Making Cinnamon Drop Rainbow Raisin Surprise Out Of Gruel

(or, how to take something old and tired (and in the case of gruel, kind of disgusting 🙂 ) and make it fresh, exciting and new!)

by Susanna Leonard Hill

“Mom!” your horde hollers. (Or Dad – I’m not gender stereotyping, just writing from my own point of view… more on that in a minute 🙂 )  “What’s for dinner?”

“Chicken,” you answer.  (Or veggie burgers, pasta, chili, pork chops, soup and salad, salmon, beef stew, or burritos…)

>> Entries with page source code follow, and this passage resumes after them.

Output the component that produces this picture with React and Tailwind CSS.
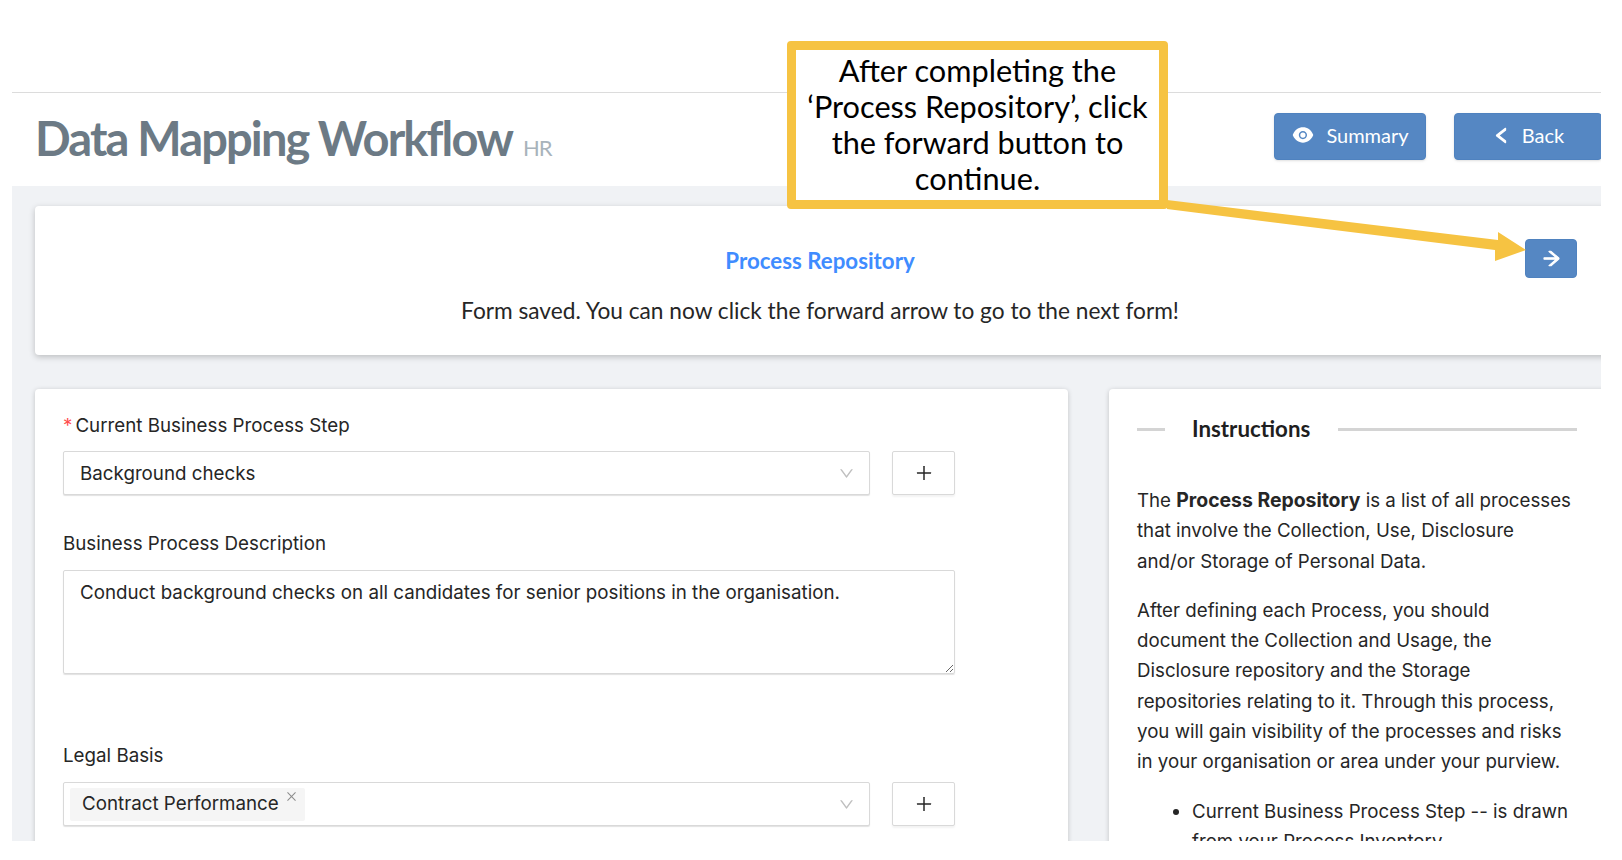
import React from "react";
import { AiFillEye, AiOutlineLeft, AiOutlineArrowRight, AiOutlinePlus, AiOutlineDown, AiOutlineClose } from "react-icons/ai";

const inter = "font-['Inter',sans-serif]";

function Btn({ icon, label, className }) {
  return (
    <div className={`flex h-[47px] items-center justify-center gap-[11px] rounded-[4px] border border-[#4f82bf] bg-[#5587c3] pb-[3px] text-[20px] text-white shadow-sm font-['Lato',sans-serif] ${className}`}>
      {icon}
      <span>{label}</span>
    </div>
  );
}

function SelectBox({ children }) {
  return (
    <div className="flex items-start gap-[22px]">
      <div className="flex h-[44px] w-[807px] items-center justify-between rounded-[2px] border border-[#d9d9d9] bg-white pr-[14px] shadow-[0_1px_1px_rgba(0,0,0,0.12)]">
        {children}
        <AiOutlineDown className="text-[#bfbfbf]" size={17} />
      </div>
      <div className="flex h-[44px] w-[63px] items-center justify-center rounded-[2px] border border-[#d9d9d9] bg-white text-[#262626] shadow-[0_2px_2px_rgba(0,0,0,0.05)]">
        <AiOutlinePlus size={20} />
      </div>
    </div>
  );
}

export default function App() {
  return (
    <div className="h-[860px] w-[1622px] overflow-hidden bg-white">
      <div className="relative ml-3 h-[841px] w-[1589px] overflow-hidden bg-white">
        <div className="h-[93px] border-b border-[#dcdcdc]" />
        <header className="flex h-[93px] items-start justify-between pl-[23px]">
          <div className="flex items-baseline pt-[9px]">
            <h1 className="font-['Lato',sans-serif] text-[47px] font-bold leading-[72px] tracking-[-1.85px] text-[#6c7a85]">Data Mapping Workflow</h1>
            <span className="ml-[11px] font-['Lato',sans-serif] text-[22px] tracking-[-1px] text-[#a8b3bb]">HR</span>
          </div>
          <div className="flex gap-[28px] pt-[20px]">
            <Btn className="w-[152px]" label="Summary" icon={<AiFillEye size={24} />} />
            <Btn className="mr-[-1px] w-[148px]" label="Back" icon={<AiOutlineLeft size={19} stroke="currentColor" strokeWidth={80} />} />
          </div>
        </header>
        <main className="h-[655px] w-[1620px] bg-[#f0f2f5] pl-[23px] pt-[20px]">
          <section className="relative h-[149px] rounded-[4px] bg-white text-center shadow-[0_2px_6px_rgba(0,0,0,0.22)]">
            <div className="w-[1570px] pt-[38px]">
              <h2 className="font-['Lato',sans-serif] text-[22.3px] font-bold leading-[34px] text-[#3f8cff]">Process Repository</h2>
              <p className="mt-[16px] font-['Lato',sans-serif] text-[22.7px] leading-[34px] text-[#262626]">Form saved. You can now click the forward arrow to go to the next form!</p>
            </div>
          </section>
          <div className="mt-[34px] flex gap-[41px]">
            <section className={`h-[470px] w-[1033px] shrink-0 rounded-[4px] bg-white px-[28px] pt-[23px] text-[18.75px] text-[#262626] shadow-[0_1px_5px_rgba(0,0,0,0.2)] ${inter}`}>
              <label className="block h-[39px] leading-[28px]"><span className="mr-[3px] text-[#ff4d4f]">*</span>Current Business Process Step</label>
              <SelectBox><span className="pl-[16px] pt-[2px]">Background checks</span></SelectBox>
              <label className="mt-[35px] block h-[40px] leading-[28px]">Business Process Description</label>
              <textarea
                defaultValue="Conduct background checks on all candidates for senior positions in the organisation."
                className="block h-[104px] w-[892px] resize-y rounded-[2px] border border-[#d9d9d9] px-[16px] py-[8px] leading-[28px] shadow-[0_1px_1px_rgba(0,0,0,0.12)] outline-none"
              />
              <label className="mt-[68px] block h-[40px] leading-[28px]">Legal Basis</label>
              <SelectBox>
                <span className="relative ml-[6px] flex h-[33px] w-[235px] items-center rounded-[2px] bg-[#f5f5f5] pl-[12px]">
                  Contract Performance
                  <AiOutlineClose className="absolute right-[7px] top-[2px] text-[#8c8c8c]" size={13} />
                </span>
              </SelectBox>
            </section>
            <section className={`h-[470px] w-[520px] shrink-0 overflow-hidden rounded-[4px] bg-white pl-[28px] pt-[23px] text-[18.7px] text-[#262626] shadow-[0_1px_5px_rgba(0,0,0,0.2)] ${inter}`}>
              <div className="flex w-[440px] items-center">
                <div className="h-[3px] w-[28px] bg-[#d4d4d4]" />
                <h3 className="pl-[27px] pr-[28px] font-['Lato',sans-serif] text-[22.3px] font-bold leading-[34px] text-[#1f1f1f]">Instructions</h3>
                <div className="h-[3px] flex-1 bg-[#d4d4d4]" />
              </div>
              <p className="mt-[39px] w-[438px] leading-[30.3px]">The <b className="text-[19.4px] font-bold">Process Repository</b> is a list of all processes that involve the Collection, Use, Disclosure and/or Storage of Personal Data.</p>
              <p className="mt-[19px] w-[438px] leading-[30.3px]">After defining each Process, you should document the Collection and Usage, the Disclosure repository and the Storage repositories relating to it. Through this process, you will gain visibility of the processes and risks in your organisation or area under your purview.</p>
              <ul className="mt-[19px] w-[445px] list-disc pl-[55px] leading-[30.3px]">
                <li>Current Business Process Step -- is drawn from your Process Inventory</li>
              </ul>
            </section>
          </div>
        </main>

        <button className="absolute left-[1513px] top-[239px] flex h-[39px] w-[52px] items-center justify-center rounded-[4px] border border-[#4f82bf] bg-[#5587c3] text-white">
          <AiOutlineArrowRight size={21} stroke="currentColor" strokeWidth={50} />
        </button>
        <svg className="absolute left-0 top-0" width="1589" height="300" viewBox="0 0 1589 300">
          <polygon fill="#f6c342" points="1155,200 1155,209 1483,250 1483,261 1514,250 1486,232 1486,240" />
        </svg>
        <div className="absolute left-[775px] top-[41px] flex h-[168px] w-[381px] items-center justify-center rounded-[4px] border-[9px] border-[#f6c342] bg-white text-center font-['Lato',sans-serif] text-[30.7px] leading-[36.2px] text-black">
          <p>After completing the<br />‘Process Repository’, click<br />the forward button to<br />continue.</p>
        </div>
      </div>
    </div>
  );
}
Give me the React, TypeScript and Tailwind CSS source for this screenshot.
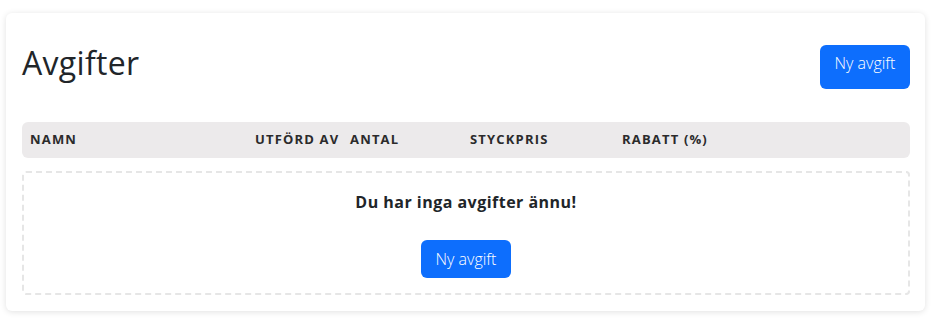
export default function App() {
  const font = { fontFamily: '"Open Sans", "Noto Sans", sans-serif' };

  return (
    <div className="min-h-screen bg-white px-[6px] pt-[13px]" style={font}>
      <div className="w-[919px] rounded-md bg-white pb-4 pl-4 pr-[15px] pt-8 text-[#212529] shadow-[0_1px_6px_rgba(0,0,0,0.12)]">
        <div className="flex items-start justify-between">
          <h1 className="mt-0 text-[32px] font-normal leading-[36px] tracking-[0.01em]">Avgifter</h1>
          <button className="flex h-[44px] w-[90px] items-start justify-center rounded-md bg-[#0d6efd] pt-[6px] text-[16px] font-light leading-6 text-white">
            Ny avgift
          </button>
        </div>

        <div className="mt-[33px] grid h-9 grid-cols-[225px_95px_120px_152px_1fr] items-center whitespace-nowrap rounded-md bg-[#eceaeb] text-[13px] font-bold uppercase tracking-[0.09em] text-[#2b2b2b]">
          <div className="px-2">Namn</div>
          <div className="px-2">Utförd av</div>
          <div className="px-2">Antal</div>
          <div className="px-2">Styckpris</div>
          <div className="px-2">Rabatt (%)</div>
        </div>

        <div className="mt-[13px] flex h-[124px] flex-col items-center rounded-sm border-2 border-dashed border-[#e6e6e6] pt-[17px]">
          <p className="text-[16px] font-bold leading-6 tracking-[0.03em]">Du har inga avgifter ännu!</p>
          <button className="mt-[26px] h-[38px] w-[90px] rounded-md bg-[#0d6efd] text-[16px] font-light text-white">
            Ny avgift
          </button>
        </div>
      </div>
    </div>
  );
}
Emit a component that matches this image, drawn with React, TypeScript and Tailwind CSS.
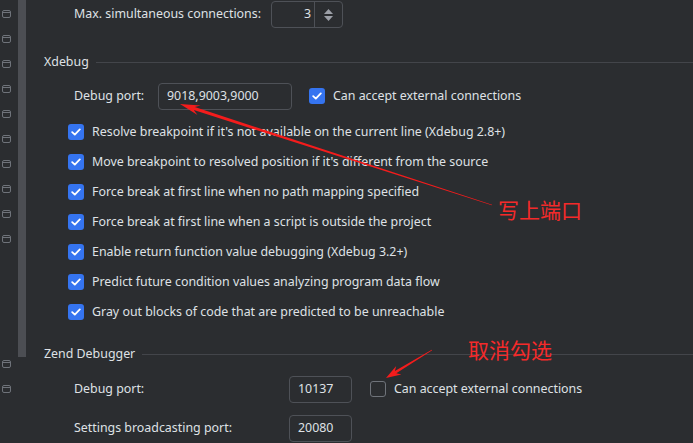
import React from "react";

const font = { fontFamily: '"Noto Sans", "Open Sans", sans-serif' };

function GutterIcon() {
  return (
    <svg width="9" height="8" viewBox="0 0 9 8" className="block">
      <rect x="0.5" y="0.5" width="8" height="7" rx="1.5" fill="none" stroke="#6f737a" strokeWidth="1" />
      <line x1="0.5" y1="2.5" x2="8.5" y2="2.5" stroke="#6f737a" strokeWidth="1" />
    </svg>
  );
}

function Checkbox({ checked = true }: { checked?: boolean }) {
  if (!checked) {
    return <span className="block h-4 w-4 shrink-0 rounded-[3px] border border-[#6f737a]" />;
  }
  return (
    <span className="flex h-4 w-4 shrink-0 items-center justify-center rounded-[3px] bg-[#3574f0]">
      <svg width="10" height="8" viewBox="0 0 10 8">
        <path d="M1.2 4.2 L3.8 6.6 L8.8 1.4" fill="none" stroke="#fff" strokeWidth="1.8" strokeLinecap="round" strokeLinejoin="round" />
      </svg>
    </span>
  );
}

function SectionHeader({ title }: { title: string }) {
  return (
    <div className="flex h-5 items-center pl-[18px]">
      <span className="text-[12.4px] text-[#dfe1e5]">{title}</span>
      <span className="ml-[7px] h-px flex-1 bg-[#43454a]" />
    </div>
  );
}

function CheckRow({ label }: { label: string }) {
  return (
    <div className="flex h-[30px] items-center gap-2 pl-[42px]">
      <Checkbox />
      <span className="text-[12.4px] text-[#dfe1e5]">{label}</span>
    </div>
  );
}

function arrow(tx: number, ty: number, ex: number, ey: number, headLen: number, headHalf: number, shaft: number) {
  const dx = ex - tx;
  const dy = ey - ty;
  const len = Math.hypot(dx, dy);
  const ux = dx / len;
  const uy = dy / len;
  const nx = -uy;
  const ny = ux;
  const bx = tx + ux * headLen;
  const by = ty + uy * headLen;
  const cx = tx + ux * headLen * 0.75;
  const cy = ty + uy * headLen * 0.75;
  const p = (x: number, y: number) => `${x.toFixed(1)},${y.toFixed(1)}`;
  return [
    p(tx, ty),
    p(bx + nx * headHalf, by + ny * headHalf),
    p(cx + nx * shaft, cy + ny * shaft),
    p(ex + nx * 0.3, ey + ny * 0.3),
    p(ex - nx * 0.3, ey - ny * 0.3),
    p(cx - nx * shaft, cy - ny * shaft),
    p(bx - nx * headHalf, by - ny * headHalf),
  ].join(" ");
}

const checks = [
  "Resolve breakpoint if it's not available on the current line (Xdebug 2.8+)",
  "Move breakpoint to resolved position if it's different from the source",
  "Force break at first line when no path mapping specified",
  "Force break at first line when a script is outside the project",
  "Enable return function value debugging (Xdebug 3.2+)",
  "Predict future condition values analyzing program data flow",
  "Gray out blocks of code that are predicted to be unreachable",
];

export default function App() {
  const gutterTop = [14, 39, 64, 89, 114, 139, 164, 189, 214, 239, 364, 389];
  return (
    <div className="relative flex h-[443px] w-[693px] overflow-hidden bg-[#2b2d30]" style={font}>
      {/* gutter */}
      <div className="relative w-[18px] shrink-0">
        {gutterTop.map((y) => (
          <div key={y} className="absolute left-[2px]" style={{ top: y - 4 }}>
            <GutterIcon />
          </div>
        ))}
      </div>
      <div className="h-[357px] w-2 shrink-0 bg-[#4c4e53]" />

      {/* content */}
      <div className="flex flex-1 flex-col pt-px">
        <div className="flex h-[27px] items-center pl-[48px]">
          <span className="w-[197px] text-[12.4px] text-[#dfe1e5]">Max. simultaneous connections:</span>
          <div className="flex h-[27px] w-[72px] rounded-[4px] border border-[#4e5157]">
            <div className="flex flex-1 items-center justify-end pr-[3px] text-[12.4px] text-[#dfe1e5]">3</div>
            <div className="flex w-[28px] flex-col items-center justify-center gap-[2px] border-l border-[#4e5157]">
              <svg width="9" height="5" viewBox="0 0 9 5"><path d="M0 5 L4.5 0 L9 5 Z" fill="#9da0a8" /></svg>
              <svg width="9" height="5" viewBox="0 0 9 5"><path d="M0 0 L4.5 5 L9 0 Z" fill="#9da0a8" /></svg>
            </div>
          </div>
        </div>

        <div className="mt-[24px]">
          <SectionHeader title="Xdebug" />
        </div>

        <div className="mt-[11px] flex h-[27px] items-center pl-[48px]">
          <span className="w-[84px] text-[12.4px] text-[#dfe1e5]">Debug port:</span>
          <div className="flex h-[27px] w-[134px] items-center rounded-[4px] border border-[#4e5157] pl-[8px] text-[12.4px] text-[#dfe1e5]">
            9018,9003,9000
          </div>
          <div className="ml-[17px] flex items-center gap-2">
            <Checkbox />
            <span className="text-[12.4px] text-[#dfe1e5]">Can accept external connections</span>
          </div>
        </div>

        <div className="mt-[7px] flex flex-col">
          {checks.map((c) => (
            <CheckRow key={c} label={c} />
          ))}
        </div>

        <div className="mt-[17px]">
          <SectionHeader title="Zend Debugger" />
        </div>

        <div className="mt-[12px] flex h-[27px] items-center pl-[48px]">
          <span className="w-[215px] text-[12.4px] text-[#dfe1e5]">Debug port:</span>
          <div className="flex h-[27px] w-[63px] items-center rounded-[4px] border border-[#4e5157] pl-[8px] text-[12.4px] text-[#dfe1e5]">
            10137
          </div>
          <div className="ml-[18px] flex items-center gap-2">
            <Checkbox checked={false} />
            <span className="text-[12.4px] text-[#dfe1e5]">Can accept external connections</span>
          </div>
        </div>

        <div className="mt-[12px] flex h-[27px] items-center pl-[48px]">
          <span className="w-[215px] text-[12.4px] text-[#dfe1e5]">Settings broadcasting port:</span>
          <div className="flex h-[27px] w-[63px] items-center rounded-[4px] border border-[#4e5157] pl-[8px] text-[12.4px] text-[#dfe1e5]">
            20080
          </div>
        </div>
      </div>

      {/* annotations */}
      <svg className="pointer-events-none absolute inset-0" width="693" height="443">
        <polygon points={arrow(180, 104, 492, 205, 20, 5, 1.6)} fill="#f41c1c" />
        <polygon points={arrow(386, 378, 432, 350, 15, 5, 1.4)} fill="#f41c1c" />
      </svg>
      <span
        className="absolute left-[498px] top-[194px] text-[21px] leading-[30px] text-[#f52a2a]"
        style={{ fontFamily: '"Noto Sans CJK SC", sans-serif' }}
      >
        写上端口
      </span>
      <span
        className="absolute left-[468px] top-[334px] text-[21px] leading-[30px] text-[#f52a2a]"
        style={{ fontFamily: '"Noto Sans CJK SC", sans-serif' }}
      >
        取消勾选
      </span>
    </div>
  );
}
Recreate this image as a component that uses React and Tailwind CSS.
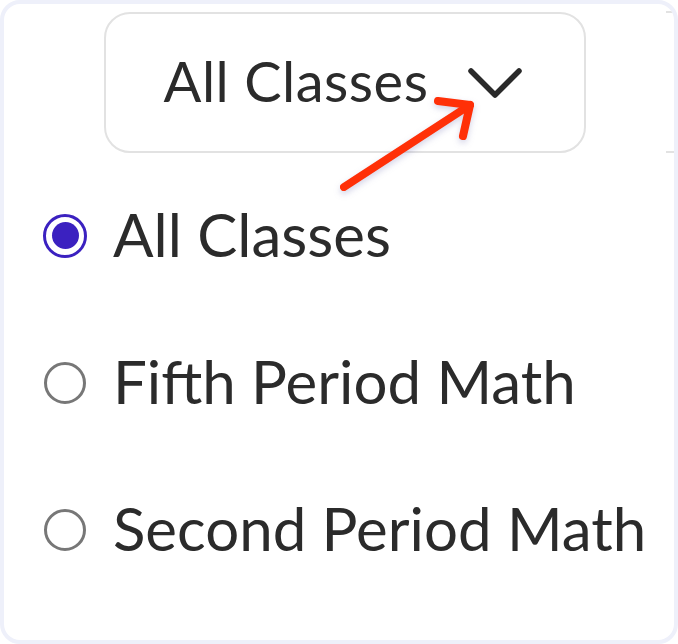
import React, { useState } from 'react';

const classes = ['All Classes', 'Fifth Period Math', 'Second Period Math'];

const Radio = ({ checked }) =>
  checked ? (
    <span className="w-[44px] h-[44px] rounded-full border-[3px] border-[#3b21c0] flex items-center justify-center shrink-0">
      <span className="w-[27px] h-[27px] rounded-full bg-[#3b21c0]" />
    </span>
  ) : (
    <span className="w-[42px] h-[42px] ml-[1px] mr-[1px] rounded-full border-[3px] border-[#777777] shrink-0" />
  );

export default function App() {
  const [selected, setSelected] = useState('All Classes');

  return (
    <div className="w-[678px] h-[644px] bg-white" style={{ fontFamily: 'Lato, "Liberation Sans", sans-serif' }}>
      <div className="relative w-full h-full rounded-[20px] border-4 border-[#eef0fa] overflow-hidden text-[#2b2b2b]">
        {/* edge of the neighbouring tab strip */}
        <div className="absolute left-[662px] top-[7px] w-[40px] h-[142px] border-y-2 border-[#e2e2e2]" />

        <div className="pt-[8px] pl-[100px]">
          <button className="w-[482px] h-[141px] rounded-[26px] border-2 border-[#e2e2e2] flex items-center justify-center gap-[40px] pb-[4px] pr-[4px]">
            <span className="text-[56px] leading-none tracking-[0.5px]">All Classes</span>
            <svg width="54" height="32" viewBox="0 0 54 32" className="mt-[4px]">
              <path d="M3 4 L27 28 L51 4" fill="none" stroke="#2a2a2a" strokeWidth="5.5" strokeLinecap="round" strokeLinejoin="round" />
            </svg>
          </button>
        </div>

        <ul className="pl-[39px] pt-[9px]">
          {classes.map((c) => (
            <li key={c} className="h-[147px] flex items-center gap-[26px] cursor-pointer" onClick={() => setSelected(c)}>
              <Radio checked={selected === c} />
              <span className="text-[60px] leading-none pb-[4px]">{c}</span>
            </li>
          ))}
        </ul>

        {/* pointer arrow */}
        <svg className="absolute left-[-4px] top-[-4px] drop-shadow-[0_3px_3px_rgba(80,80,160,0.25)]" width="678" height="644" viewBox="0 0 678 644">
          <g fill="none" stroke="#ff3008" strokeWidth="8" strokeLinecap="round" strokeLinejoin="round">
            <path d="M344 187 L470 105" />
            <path d="M438 101 L470 105 L463 136" />
          </g>
        </svg>
      </div>
    </div>
  );
}
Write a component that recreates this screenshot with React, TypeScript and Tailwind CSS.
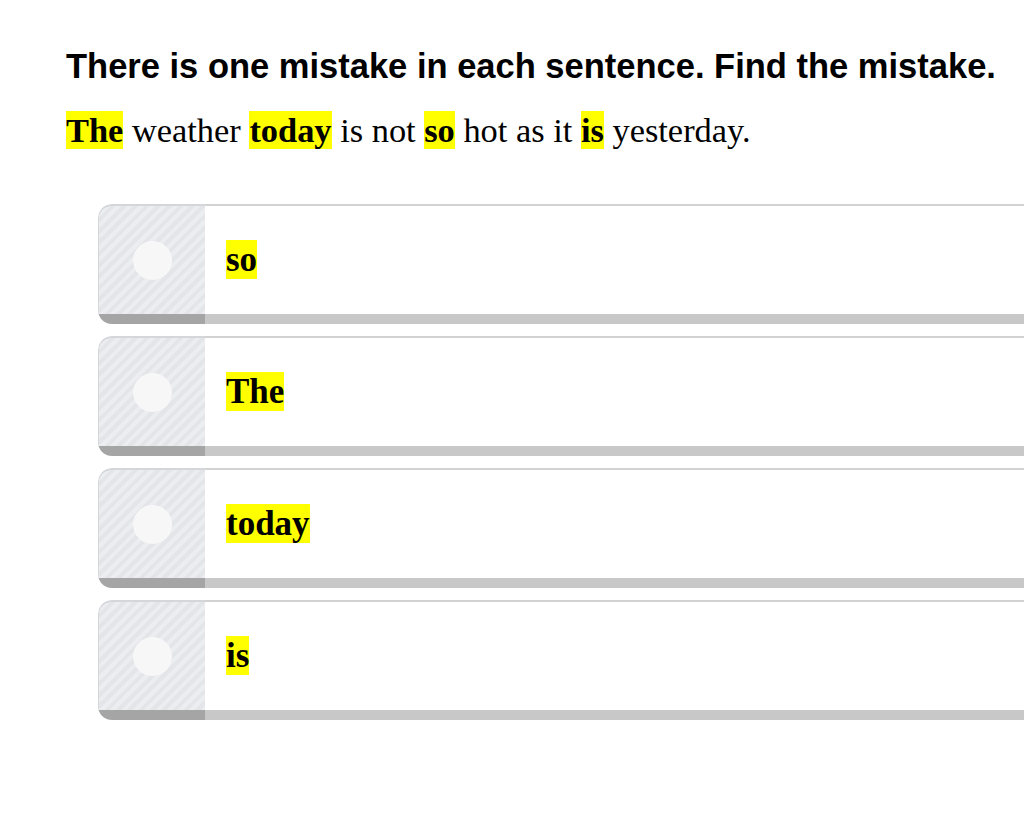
import React from "react";

const options = ["so", "The", "today", "is"];

function Hl({ children }: { children: React.ReactNode }) {
  return <b className="bg-[#ffff00] font-bold">{children}</b>;
}

export default function App() {
  return (
    <div className="w-[1024px] h-[815px] overflow-hidden bg-white">
      <div className="pt-[44px] pl-[66px]">
        <h1 className="text-[34.5px] leading-[44px] font-bold text-black whitespace-nowrap font-['Liberation_Sans',Arial,sans-serif]">
          There is one mistake in each sentence. Find the mistake.
        </h1>
        <p className="mt-[20px] text-[34.4px] leading-[44px] text-black whitespace-nowrap font-['Liberation_Serif','Times_New_Roman',serif]">
          <Hl>The</Hl> weather <Hl>today</Hl> is not <Hl>so</Hl> hot as it <Hl>is</Hl> yesterday.
        </p>
      </div>
      <div className="mt-[52px] ml-[98px] flex flex-col gap-[12px] w-[960px]">
        {options.map((o) => (
          <div key={o} className="flex h-[120px] rounded-l-[14px] overflow-hidden">
            <div className="w-[107px] flex flex-col">
              <div className="flex-1 flex items-center justify-center border-t-2 border-l border-[#d4d6d9] rounded-tl-[14px] bg-[repeating-linear-gradient(135deg,#e3e5e8_0px,#e3e5e8_4px,#ebedf0_4px,#ebedf0_8px)]">
                <div className="w-[39px] h-[39px] rounded-full bg-[#f7f7f8]" />
              </div>
              <div className="h-[10px] bg-[#a5a5a5]" />
            </div>
            <div className="flex-1 flex flex-col">
              <div className="flex-1 flex items-center pl-[21px] border-t-2 border-[#d2d2d2] bg-white">
                <span className="text-[35px] leading-[40px] text-black font-['Liberation_Serif','Times_New_Roman',serif]">
                  <Hl>{o}</Hl>
                </span>
              </div>
              <div className="h-[10px] bg-[#c8c8c8]" />
            </div>
          </div>
        ))}
      </div>
    </div>
  );
}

“Not again,” the horde whines.  (Because – as you all know – the only good answer to this question is pizza.  Everything else is old and boring and only to be tolerated because it’s better than starving to death, a danger the horde feels to be imminent every evening!)

You bristle.

You shopped and washed and chopped and diced and put time and effort into a delicious and nutritious meal for them – time you could have spent writing! – and for what?

Ingrates!

You’d think you’d offered them watered-down gruel!

Looking down into their pathetic Dickensian faces – “Only gruel, mum?  Please, mum!  Mightn’t we have something better?” – it dawns on you that there’s another way of serving up dinner.

(And no, it’s not hiring a personal chef or feeding the children out of a trough in the back yard… although both options are tempting 🙂 )

Uh, Susanna?  (I hear you interrupt.)  Do you have a point?  We’re supposed to be talking about writing, not gruel!

Why, yes, in fact, I do. 🙂

I’m sure you’ve heard it said that there are no new stories.

This is a daunting statement if you’re a writer.

Really!

If there are no new stories, what are we supposed to write?

As with the age-old question of what’s for dinner, there may not be anything new… but it’s all in how you serve it up!

Gruel takes on a whole new interest, meaning, and desirability if you put in your own dash of this and pinch of that and present it as Cinnamon Drop Rainbow Raisin Surprise, or Banana Berry Blast Supreme!  Suddenly the horde is front and center at the table, eager to partake.

So it is with writing.

Perhaps it’s true that there are no new stories.  (Perhaps not, but that’s a debate for another time.  The point is it can often feel true when you sit down to write.)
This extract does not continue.